In fact, often it is much cheaper to compute a noisy gradient than the true gradient — this is the key idea in stochastic gradient , and a large body of work shows that the noise does not interfere with convergence for convex optimization. For non-convex optimization, intuitively people believed the inherent noise *helps* in convergence because it pushes the current point away from *saddle points*. It’s not a bug, it’s a feature!

Previously, there were no good upper bound known on the number of iterations needed to escape saddle points and arrive at a local minimum. In Ge et al. 2015, we show

Theorem(Informal)Noisy gradient descent can find a local minimum of strict saddle functions in polynomial time.

The polynomial dependency on the dimension $n$ and the smallest eigenvalue of the Hessian are fairly high and not very practical. It is an open problem to find the optimal convergence rate for strict saddle problems.

A recent subsequent paper by Lee et al. showed even without adding noise, gradient descent will not converge to any strict saddle point if the initial point is chosen randomly. However their result relies on the Stable Manifold Theorem from dynamical systems theory, which inherently does not provide any upperbound on the number of steps.

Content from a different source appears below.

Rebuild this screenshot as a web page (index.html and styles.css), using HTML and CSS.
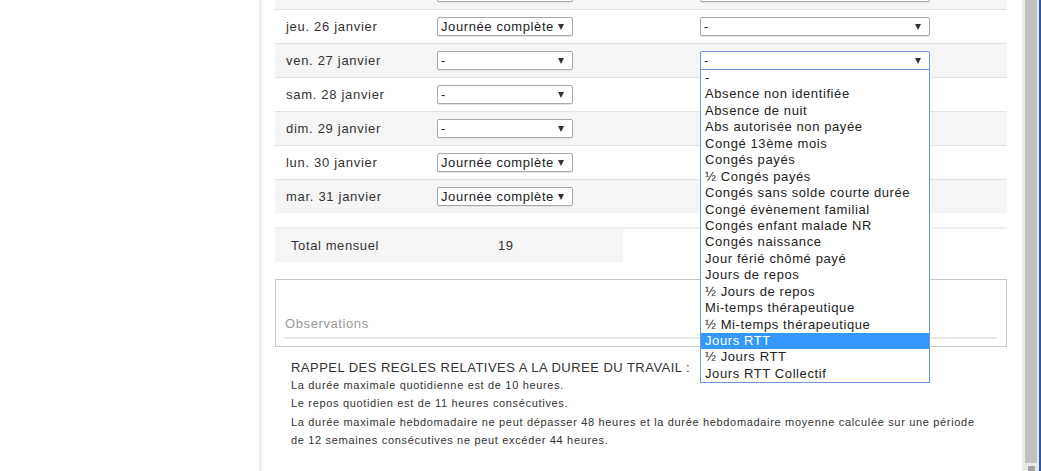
FILE: index.html
```html
<!DOCTYPE html>
<html lang="fr">
<head>
    <meta charset="UTF-8">
    <title>Saisie mensuelle</title>
    <link rel="stylesheet" href="styles.css">
</head>
<body>
    <div class="page">
        <div class="side"></div>
        <div class="shadow"></div>
        <div class="panel">
            <div class="days">
                <div class="day">
                    <div class="date"></div>
                    <div class="cell"><div class="select small"><i class="arrow"></i></div></div>
                    <div class="cell"><div class="select wide"><i class="arrow"></i></div></div>
                </div>
                <div class="day">
                    <div class="date">jeu. 26 janvier</div>
                    <div class="cell"><div class="select small"><span>Journée complète</span><i class="arrow"></i></div></div>
                    <div class="cell"><div class="select wide"><span>-</span><i class="arrow"></i></div></div>
                </div>
                <div class="day">
                    <div class="date">ven. 27 janvier</div>
                    <div class="cell"><div class="select small"><span>-</span><i class="arrow"></i></div></div>
                    <div class="cell">
                        <div class="select wide focus"><span>-</span><i class="arrow"></i>
                            <ul class="options">
                                <li>-</li>
                                <li>Absence non identifiée</li>
                                <li>Absence de nuit</li>
                                <li>Abs autorisée non payée</li>
                                <li>Congé 13ème mois</li>
                                <li>Congés payés</li>
                                <li>½ Congés payés</li>
                                <li>Congés sans solde courte durée</li>
                                <li>Congé évènement familial</li>
                                <li>Congés enfant malade NR</li>
                                <li>Congés naissance</li>
                                <li>Jour férié chômé payé</li>
                                <li>Jours de repos</li>
                                <li>½ Jours de repos</li>
                                <li>Mi-temps thérapeutique</li>
                                <li>½ Mi-temps thérapeutique</li>
                                <li class="active">Jours RTT</li>
                                <li>½ Jours RTT</li>
                                <li>Jours RTT Collectif</li>
                            </ul>
                        </div>
                    </div>
                </div>
                <div class="day">
                    <div class="date">sam. 28 janvier</div>
                    <div class="cell"><div class="select small"><span>-</span><i class="arrow"></i></div></div>
                    <div class="cell"></div>
                </div>
                <div class="day">
                    <div class="date">dim. 29 janvier</div>
                    <div class="cell"><div class="select small"><span>-</span><i class="arrow"></i></div></div>
                    <div class="cell"></div>
                </div>
                <div class="day">
                    <div class="date">lun. 30 janvier</div>
                    <div class="cell"><div class="select small"><span>Journée complète</span><i class="arrow"></i></div></div>
                    <div class="cell"></div>
                </div>
                <div class="day">
                    <div class="date">mar. 31 janvier</div>
                    <div class="cell"><div class="select small"><span>Journée complète</span><i class="arrow"></i></div></div>
                    <div class="cell"></div>
                </div>
            </div>

            <div class="total">
                <div class="total-box">
                    <span class="total-label">Total mensuel</span>
                    <span class="total-value">19</span>
                </div>
            </div>

            <div class="observations">
                <div class="obs-label">Observations</div>
            </div>

            <div class="rappel">
                <div class="rappel-title">RAPPEL DES REGLES RELATIVES A LA DUREE DU TRAVAIL :</div>
                <p>La durée maximale quotidienne est de 10 heures.</p>
                <p>Le repos quotidien est de 11 heures consécutives.</p>
                <p>La durée maximale hebdomadaire ne peut dépasser 48 heures et la durée hebdomadaire moyenne calculée sur une période de 12 semaines consécutives ne peut excéder 44 heures.</p>
            </div>
        </div>
        <div class="scrollbar">
            <div class="thumb"></div>
            <div class="down"></div>
        </div>
        <div class="edge"></div>
    </div>
</body>
</html>
```

FILE: styles.css
```css
*{
    box-sizing: border-box;
}
body{
    margin: 0;
    background-color: #fff;
    font-family: "Liberation Sans", Arial, sans-serif;
    color: #333;
    overflow: hidden;
}
div.page{
    display: flex;
    height: 471px;
    overflow: hidden;
}
div.side{
    width: 259px;
    flex: none;
}
div.shadow{
    width: 5px;
    flex: none;
    background: linear-gradient(to right, #e6e6e6, #fff);
}
div.panel{
    width: 758px;
    flex: none;
    padding: 0 15px 0 11px;
}
div.days{
    margin-top: -25px;
}
div.day{
    display: grid;
    grid-template-columns: 162px 263px 1fr;
    height: 34px;
    border-top: 1px solid #e2e2e2;
    align-items: start;
}
div.day:nth-child(odd){
    background-color: #f5f5f5;
}
div.date{
    padding: 9px 0 0 11px;
    font-size: 13px;
    letter-spacing: 0.7px;
    line-height: 15px;
}
div.cell{
    padding-top: 7px;
}
div.select{
    position: relative;
    height: 19px;
    background-color: #fff;
    border: 1px solid #a9a9a9;
    border-radius: 2px;
    box-shadow: 0 1px 0 #e4e4e4;
    font-size: 13px;
    letter-spacing: 0.6px;
    line-height: 17px;
    padding-left: 3px;
    color: #222;
}
div.select.small{
    width: 136px;
}
div.select.wide{
    width: 230px;
}
div.select.focus{
    border-color: #6f97d8;
    border-radius: 2px 2px 0 0;
}
i.arrow{
    position: absolute;
    right: 8px;
    top: 6px;
    width: 0;
    height: 0;
    border-left: 3.5px solid transparent;
    border-right: 3.5px solid transparent;
    border-top: 6px solid #333;
}
ul.options{
    position: absolute;
    left: -1px;
    top: 17px;
    width: 230px;
    margin: 0;
    padding: 0;
    list-style: none;
    background-color: #fff;
    border: 1px solid #6f97d8;
    z-index: 5;
}
ul.options li{
    height: 16.45px;
    line-height: 16.45px;
    padding-left: 4px;
    font-size: 13px;
    letter-spacing: 0.6px;
    color: #222;
    white-space: nowrap;
}
ul.options li.active{
    background-color: #3399ff;
    color: #fff;
}
div.total{
    margin-top: 14px;
    border-top: 2px solid #eeeeee;
}
div.total-box{
    width: 348px;
    height: 33px;
    background-color: #f5f5f5;
    display: flex;
    align-items: center;
    font-size: 13px;
    letter-spacing: 0.6px;
}
span.total-label{
    width: 223px;
    padding-left: 16px;
}
div.observations{
    margin-top: 17px;
    border: 1px solid #c8c8c8;
    height: 68px;
    padding: 36px 9px 0 8px;
}
div.obs-label{
    color: #999;
    font-size: 13px;
    letter-spacing: 0.6px;
    line-height: 15px;
    padding: 0 0 6px 1px;
    border-bottom: 2px solid #e8e8e8;
}
div.rappel{
    padding: 13px 0 0 16px;
}
div.rappel-title{
    font-size: 13px;
    line-height: 16px;
    letter-spacing: 0.47px;
}
div.rappel p{
    margin: 0;
    font-size: 11px;
    line-height: 18.4px;
    letter-spacing: 0.67px;
    width: 700px;
}
div.scrollbar{
    width: 17px;
    flex: none;
    background-color: #e9e9e9;
    padding: 0 2px 0 3px;
    display: flex;
    flex-direction: column;
}
div.thumb{
    height: 463px;
    background-color: #c1c1c1;
}
div.down{
    margin: 3px auto 0;
    width: 7px;
    height: 5px;
    background-color: #a3a3a3;
}
div.edge{
    width: 2px;
    flex: none;
    background-color: #2c5aa5;
}
```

## Beyond Simple Saddle Points

We have seen algorithms that can handle (simple) saddle points. However, non-convex problems can have much more complicated landscapes that involve *degenerate* saddle points — points whose Hessian is positive semidefinite and have 0 eigenvalues. Such degenerate structure often indicates a complicated saddle point (such as a monkey saddle, Figure (a)) or a set of connected saddle points (Figures (b)(c)). In Anandkumar, Ge 2016 we gave an algorithm that can deal with some of these *degenerate* saddle points.

The landscapes of non-convex functions can be very complicated, and there are still many open problems. What other functions are *strict saddle*? How do we make optimization algorithms that work even when there are degenerate saddle points or even *spurious* local minima? We hope more researchers will be interested in these problems!